Rachel Locker, right, was appointed as a sign language interpreter for the deaf, on Monday.
Based in the Wellington field office of the New Zealand Association for the Deaf, Miss Locker sees her role as opening up opportunities for the deaf.
“They will be able to speak for themselves,” she said.
Recently she attended a union meeting with a deaf person who said for the first time they had been able to understand what was going on.
She will also work with the police, a group the deaf have had problems with in the past.
The police could assume they are drunk and disorderly because of their speech, she said.
Many people assumed the deaf could lipread, said Miss Locker.
But even the best lip readers understood only as much as half of a conversation, she said.
In spite of this, sign language was banned in schools for the deaf until five years ago.

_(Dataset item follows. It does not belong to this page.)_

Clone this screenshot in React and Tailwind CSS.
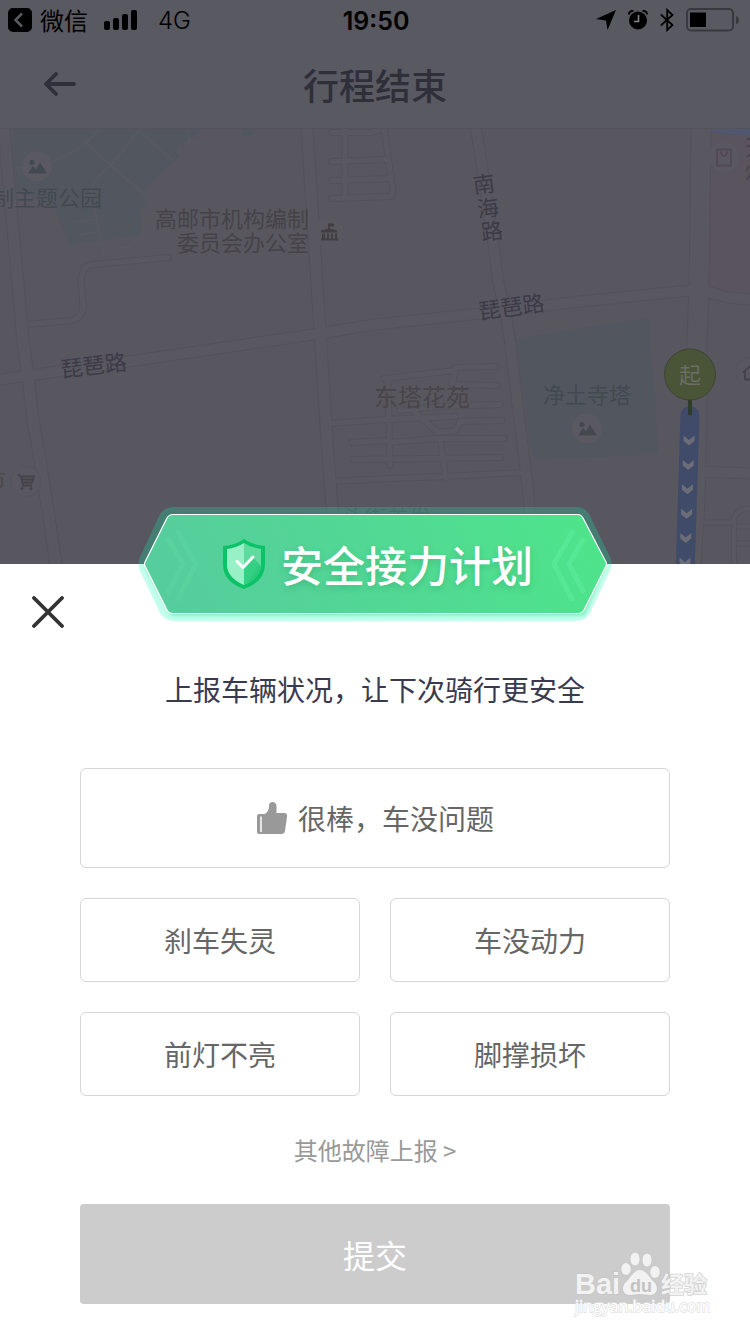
import React from "react";

const roads = [
  { d: "M332 132H372L384 128M332 161L386 159M332 180L388 178M332 198L391 196L393 190L384 128M345 130V198", w: 6 },
  { d: "M27 324L72 320Q84 316 83 304L81 282Q81 265 94 264L168 257", w: 6 },
  { d: "M330 423L385 419L455 416M352 442L384 440M353 459L500 457", w: 6 },
  { d: "M384 378L455 370L455 367L495 366M455 372L452 384L497 385M400 410L440 406L500 404M415 412L438 432L456 430L460 421L502 420M388 442L438 438L504 438M440 438L446 478M388 378L390 465", w: 6 },
  { d: "M330 481L390 478L445 476L520 472", w: 6 },
  { d: "M704 522H732M734 564V518Q737 508 750 508M738 526H750M738 543H750", w: 5 },
  { d: "M4 128L23 340L28 375L33 419L40 460L48 510L56 564", w: 12 },
  { d: "M307 128L320 330L327 440L333 520L337 564", w: 12 },
  { d: "M476 128L484 178L493 240L498 280L505 310L510 340L528 490L536 564", w: 11 },
  { d: "M701 128L699 290L697 340L697 420L695 500L691 564", w: 20 },
  { d: "M700 471L750 473", w: 11 },
  { d: "M0 379L28 375L115 363L320 333L375 324L480 313L580 301L700 289L727 297L750 299", w: 11 },
];

function PhotoPin({ x, y }) {
  return (
    <g transform={`translate(${x} ${y})`}>
      <circle r="15" fill="#5a5962" />
      <circle cx="-5" cy="-4" r="2.6" fill="#44484f" />
      <path d="M-9 7L-4 -0.5L-1 3L3 -4L10 7Z" fill="#44484f" />
    </g>
  );
}

function MapView() {
  return (
    <svg
      className="block h-full w-full"
      viewBox="0 128 750 436"
      preserveAspectRatio="xMidYMid slice"
      fontFamily="'Noto Sans CJK SC', sans-serif"
      fontSize="22"
      role="img"
      aria-label="行程地图"
    >
      <rect y="128" width="750" height="436" fill="#58575f" />
      <path d="M13 128H200V132L178 146L176 153L180 156L173 162L150 183L144 192L147 200L139 214L143 221L138 235L72 244L67 239L55 208L17 190L13 140Z" fill="#52575f" />
      <path d="M242 128H256Q255 136 248 136Q242 135 242 128Z" fill="#52575f" />
      <path d="M516 338L649 317L658 450L655 454L537 459L531 453Z" fill="#52575f" />
      <path d="M711 128H750V293L727 291L709 285Z" fill="#59545d" />
      <path d="M711 128H750V135L711 132Z" fill="#4f586f" />
      <path d="M100 128L86 142L111 165L142 192L146 201M139 130L111 165Q94 178 91 190L105 262M139 130L174 161M86 142Q72 154 52 161M75 222L95 219M80 234L98 231M16 168L25 166M188 128L190 142L200 142M105 249L132 246L138 236" fill="none" stroke="#585961" strokeWidth="1.4" />
      {roads.map((r, i) => (
        <path key={i} d={r.d} fill="none" stroke="#53525a" strokeWidth={r.w + 1} strokeLinecap="round" strokeLinejoin="round" />
      ))}
      {roads.map((r, i) => (
        <path key={i} d={r.d} fill="none" stroke="#595860" strokeWidth={r.w - 1} strokeLinecap="round" strokeLinejoin="round" />
      ))}

      <PhotoPin x="37" y="166" />
      <text x="102" y="205" textAnchor="end" fill="#434950">制主题公园</text>
      <g fill="#464348">
        <text x="309" y="226" textAnchor="end">高邮市机构编制</text>
        <text x="309" y="250" textAnchor="end">委员会办公室</text>
      </g>
      <circle cx="329" cy="232" r="15" fill="#595861" />
      <path d="M328 228V223H334V226H330V228L337 230V232H321V230ZM322 233H325V238H322ZM327 233H329V238H327ZM331 233H333V238H331ZM335 233H337V238H335ZM321 238H338V240H321Z" fill="#423e42" />

      <g fill="#3d3a47">
        <text transform="translate(474 193) rotate(-7)">南</text>
        <text transform="translate(478 217) rotate(-7)">海</text>
        <text transform="translate(482 240) rotate(-7)">路</text>
        <text transform="translate(480 319) rotate(-8)">琵琶路</text>
        <text transform="translate(62 377) rotate(-7)">琵琶路</text>
      </g>
      <text x="374" y="405" fontSize="24" fill="#494549">东塔花苑</text>
      <text x="543" y="402" fill="#434950">净土寺塔</text>
      <PhotoPin x="587" y="428" />
      <text x="343" y="525" fill="#4d4b51">头街美发</text>

      <text x="-16" y="487" fill="#4b484e">市</text>
      <circle cx="26" cy="481" r="15" fill="#595861" stroke="#55545c" />
      <path d="M18 474L21 476L23 485H32M22 476H34L32 482H22M22 479H33" fill="none" stroke="#464249" strokeWidth="1.8" />
      <circle cx="22" cy="488" r="1.5" fill="#464249" />
      <circle cx="31" cy="488" r="1.5" fill="#464249" />

      <circle cx="724" cy="157" r="15" fill="#595860" />
      <path d="M717 149H731V165H717ZM721 151V153Q724 158 727 153V151" fill="none" stroke="#554856" strokeWidth="1.8" />
      <text x="745" y="154" fill="#49424d">天</text>
      <text x="745" y="177" fill="#49424d">州</text>
      <circle cx="751" cy="372" r="15" fill="#595861" stroke="#55545c" />
      <path d="M743 372L751 365M745 371V379H754" fill="none" stroke="#464249" strokeWidth="1.8" />

      <path d="M690 415L685 574" stroke="#3f4b69" strokeWidth="19" strokeLinecap="round" />
      <g fill="#6c6d77">
        {[0, 1, 2, 3, 4, 5].map((n) => (
          <path key={n} transform={`translate(${689 - n * 0.8} ${440 + n * 24.4})`} d="M-5.5 -5L0 -0.5L5.5 -5V0.5L0 5L-5.5 0.5Z" />
        ))}
      </g>
      <path d="M690 398V413" stroke="#2f3b2b" strokeWidth="4" strokeLinecap="round" />
      <circle cx="690" cy="374" r="25.5" fill="#4a5436" stroke="#3e4432" />
      <text x="690" y="382" textAnchor="middle" fill="#6b6d66">起</text>
    </svg>
  );
}

function StatusBar() {
  return (
    <div className="grid h-10 grid-cols-3 items-center pl-2 pr-2.5 text-2xl text-black">
      <div className="flex items-center whitespace-nowrap leading-8">
        <svg width="24" height="24" viewBox="0 0 24 24" aria-hidden="true">
          <rect width="24" height="24" rx="5" />
          <path d="M14 5.5L7.5 12L14 18.5" fill="none" stroke="#595962" strokeWidth="2.5" />
        </svg>
        <span className="ml-2">微信</span>
        <svg className="ml-4" width="34" height="20" viewBox="0 0 34 20" aria-hidden="true">
          <rect y="11" width="6" height="9" rx="2" />
          <rect x="9" y="8" width="6" height="12" rx="2" />
          <rect x="18" y="4" width="6" height="16" rx="2" />
          <rect x="27" width="6" height="20" rx="2" />
        </svg>
        <span className="ml-5 pt-0.5 font-['Inter',sans-serif] font-light">4G</span>
      </div>
      <time className="pl-1 pt-0.5 text-center font-['Inter',sans-serif] text-[25px] font-semibold leading-8">19:50</time>
      <div className="flex items-center justify-end">
        <svg width="20" height="20" viewBox="0 0 20 20" aria-hidden="true">
          <path d="M20 0L11.5 20L10 10.5L0 9Z" />
        </svg>
        <svg className="ml-3" width="20" height="20" viewBox="0 0 20 20" aria-hidden="true">
          <circle cx="10" cy="10.5" r="9" />
          <path d="M0.5 4.5A5 5 0 0 1 5.5 0.8M19.5 4.5A5 5 0 0 0 14.5 0.8" fill="none" stroke="#000" strokeWidth="2" />
          <path d="M10.5 5V11.5H6" fill="none" stroke="#85858d" strokeWidth="1.6" />
        </svg>
        <svg className="ml-3" width="14" height="24" viewBox="0 0 14 24" aria-hidden="true">
          <path d="M0.8 6.5L12.5 17L7.2 22V2L12.5 7L0.8 17.5" fill="none" stroke="#000" strokeWidth="1.8" />
        </svg>
        <svg className="ml-3" width="54" height="24" viewBox="0 0 54 24" aria-hidden="true">
          <rect x="1" y="1" width="46" height="21.5" rx="4" fill="none" stroke="#39393d" strokeWidth="2" />
          <rect x="4" y="4.5" width="16" height="14.5" />
          <path d="M50 8Q53 9 53 12T50 16Z" fill="#39393d" />
        </svg>
      </div>
    </div>
  );
}

function Banner() {
  return (
    <div className="relative mx-auto -mt-[57px] flex h-[114px] w-[474px] items-center justify-center gap-4 pl-1.5">
      <svg className="absolute inset-0" width="474" height="114" viewBox="0 0 474 114" aria-hidden="true">
        <defs>
          <linearGradient id="plate" x1="0" y1="0.1" x2="1" y2="0">
            <stop offset="0" stopColor="#56cd9d" />
            <stop offset="1" stopColor="#4de58a" />
          </linearGradient>
          <filter id="glow" x="-5%" y="-10%" width="110%" height="130%">
            <feGaussianBlur stdDeviation="2" />
          </filter>
          <clipPath id="lower">
            <rect y="57" width="474" height="57" />
          </clipPath>
        </defs>
        <path d="M36 0H438Q447 0 451 7L472 50Q475 57 472 64L452 106Q447 114 438 114H36Q27 114 22 106L2 64Q-1 57 2 50L22 7Q27 0 36 0Z" fill="#0cfab4" fillOpacity="0.235" />
        <g clipPath="url(#lower)">
          <path d="M35 9H441L467 59L446 108H33L7 59Z" fill="#4fe3a0" filter="url(#glow)" opacity="0.8" />
        </g>
        <path d="M35 7.500H440Q443 7.500 445 11L468 55Q469 57 468 59L446 103Q444 106.500 440 106.500H35Q31 106.500 29 103L7 59Q6 57 7 55L29 11Q31 7.500 35 7.500Z" fill="url(#plate)" stroke="#fff" strokeWidth="1.2" />
        <g fill="none" strokeWidth="5" strokeLinecap="round" strokeLinejoin="round">
          <path d="M30 32L45 57L30 86M40 25L58 57L40 92" stroke="#5bd5a2" strokeOpacity="0.5" />
          <path d="M434 25L416 57L434 92M445 33L431 57L445 84" stroke="#5cec9b" strokeOpacity="0.6" />
        </g>
      </svg>
      <svg className="relative" width="42" height="50" viewBox="0 0 42 50" aria-hidden="true">
        <defs>
          <linearGradient id="fold" x1="0" y1="0" x2="1" y2="1">
            <stop offset="0.5" stopColor="#35d084" />
            <stop offset="1" stopColor="#0fb964" />
          </linearGradient>
        </defs>
        <path d="M21 0Q29 6 42 7V27Q41 43 21 50Q1 43 0 27V7Q13 6 21 0Z" fill="#0cc267" />
        <path d="M21 4Q29 9 38 10V27Q37 39 21 46Z" fill="#5edca0" />
        <path d="M21 4Q13 9 4 10V27Q5 39 21 46Z" fill="#98f0c6" />
        <path d="M31 19L38 27.500Q37 39 21 46V30Z" fill="url(#fold)" />
        <path d="M14 22.500L20 28.500L30 18" fill="none" stroke="#fff" strokeWidth="3" strokeLinecap="round" strokeLinejoin="round" />
      </svg>
      <h2 className="relative whitespace-nowrap text-[42px] font-medium leading-[48px] text-white [text-shadow:0_3px_6px_rgba(20,120,70,0.25)]">
        安全接力计划
      </h2>
    </div>
  );
}

function Watermark() {
  return (
    <svg className="pointer-events-none absolute bottom-4 right-10" width="136" height="68" viewBox="0 0 136 68" aria-hidden="true">
      <g fill="#f2f2f2" stroke="#c4c4c4" strokeOpacity="0.75" strokeWidth="1.5" paintOrder="stroke">
        <text x="1" y="44" fontFamily="'Liberation Sans', sans-serif" fontWeight="700" fontSize="29">Bai</text>
        <ellipse cx="52" cy="19" rx="4.8" ry="6" />
        <ellipse cx="61" cy="9" rx="4.6" ry="6.6" />
        <ellipse cx="73" cy="10" rx="4.6" ry="6.6" />
        <ellipse cx="81" cy="22" rx="4.8" ry="6" />
        <path d="M66 20C72 20 75 27 79 31C86 37 83 45 76 45C72 45 70 44 66 44C62 44 60 45 56 45C49 45 46 37 53 31C57 27 60 20 66 20Z" />
        <text x="87" y="43" fontFamily="'Noto Sans CJK SC', sans-serif" fontWeight="700" fontSize="23">经验</text>
      </g>
      <text x="56" y="42" fill="#c2c2c2" fontFamily="'Liberation Sans', sans-serif" fontWeight="700" fontSize="18">du</text>
      <text x="1" y="62" fill="#fff" stroke="#e0e0e0" strokeWidth="1.4" paintOrder="stroke" fontFamily="'Open Sans', sans-serif" fontSize="16">jingyan.baidu.com</text>
    </svg>
  );
}

const issues = ["刹车失灵", "车没动力", "前灯不亮", "脚撑损坏"];

export default function App() {
  return (
    <div className="relative min-h-screen bg-white font-['Noto_Sans_CJK_SC',sans-serif]">
      <div className="bg-[#595962]">
        <StatusBar />
        <header className="grid h-[88px] grid-cols-3 items-center px-11 text-[#2f2f39]">
          <button type="button" aria-label="返回" className="w-8">
            <svg width="32" height="24" viewBox="0 0 32 24" aria-hidden="true">
              <path d="M12 2L2 12L12 22M2 12H30" fill="none" stroke="currentColor" strokeWidth="3.8" strokeLinecap="round" strokeLinejoin="round" />
            </svg>
          </button>
          <h1 className="whitespace-nowrap text-center text-4xl font-medium">行程结束</h1>
        </header>
      </div>
      <div className="h-[436px] border-t border-[#54535c] bg-[#58575f]">
        <MapView />
      </div>

      <main className="relative flow-root pb-[30px] text-[28px] leading-10 text-[#666]">
        <Banner />
        <button type="button" aria-label="关闭" className="absolute left-8 top-8">
          <svg className="block" width="32" height="32" viewBox="0 0 32 32" aria-hidden="true">
            <path d="M2 2L30 30M30 2L2 30" stroke="#333" strokeWidth="3.8" strokeLinecap="round" />
          </svg>
        </button>
        <p className="mt-12 text-center text-[#3a3a4f]">上报车辆状况，让下次骑行更安全</p>

        <div className="mt-[59px] grid grid-cols-2 gap-[30px] px-20">
          <button type="button" className="col-span-2 flex h-[100px] items-center justify-center gap-2.5 rounded-md border border-[#d6d6d6]">
            <svg width="32" height="34" viewBox="0 0 32 34" aria-hidden="true">
              <path d="M3 13H9C12 11 13 8 13 5Q13 1 16.500 1Q20 1 20.500 5V12H29Q31.500 12.500 31 16L29 30Q28.500 33 25.500 33H3Q1 33 1 31V15Q1 13 3 13Z" fill="#999" />
              <path d="M5 16V30.500" stroke="#fff" strokeWidth="1.5" strokeLinecap="round" />
            </svg>
            很棒，车没问题
          </button>
          {issues.map((label) => (
            <button key={label} type="button" className="h-[84px] rounded-md border border-[#d6d6d6]">
              {label}
            </button>
          ))}
        </div>

        <div className="mt-9 text-center text-2xl leading-9 text-[#999]">
          <a href="#report">其他故障上报 &gt;</a>
        </div>
        <div className="mt-9 px-20">
          <button type="button" className="h-[100px] w-full rounded bg-[#ccc] text-[32px] text-white">提交</button>
        </div>
      </main>
      <Watermark />
    </div>
  );
}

Then the children began learning the Australasian sign language. It was a complete language, invented by hearing people and based on English.
This language had never been observed and recorded until a pioneer sign language course was set up in Auckland this year.
The eight sign language students spent part of the four month course videotaping deaf people signing.
But on graduation in September only three of them got jobs. The New Zealand Deaf Association would like to employ more but hasn’t got the funds, said Miss Locker.
In New Zealand, there are 7000 deaf people and three sign interpreters. But the Auckland course tutor, Mr Dan Levitt, was one of 70 interpreters for 250 deaf students and staff at California State University.
This generation of New Zealand deaf children would be ready for university education, Miss Locker said. Because of sign language they were literate, unlike many deaf adults.
“If adults want further education they now have a chance,” she said, because she was willing to attend classes with them and interpret.
Miss Locker hopes that hospitals, the police welfare, justice and labour departments will ask for the service.
She wants deaf people to seek help if they wish to see their lawyer or accountant, negotiate employment or simply make a phone call.
“And as demand increases we hope Government will recognise the value of the service and provide funds for further interpreters,” Miss Locker said.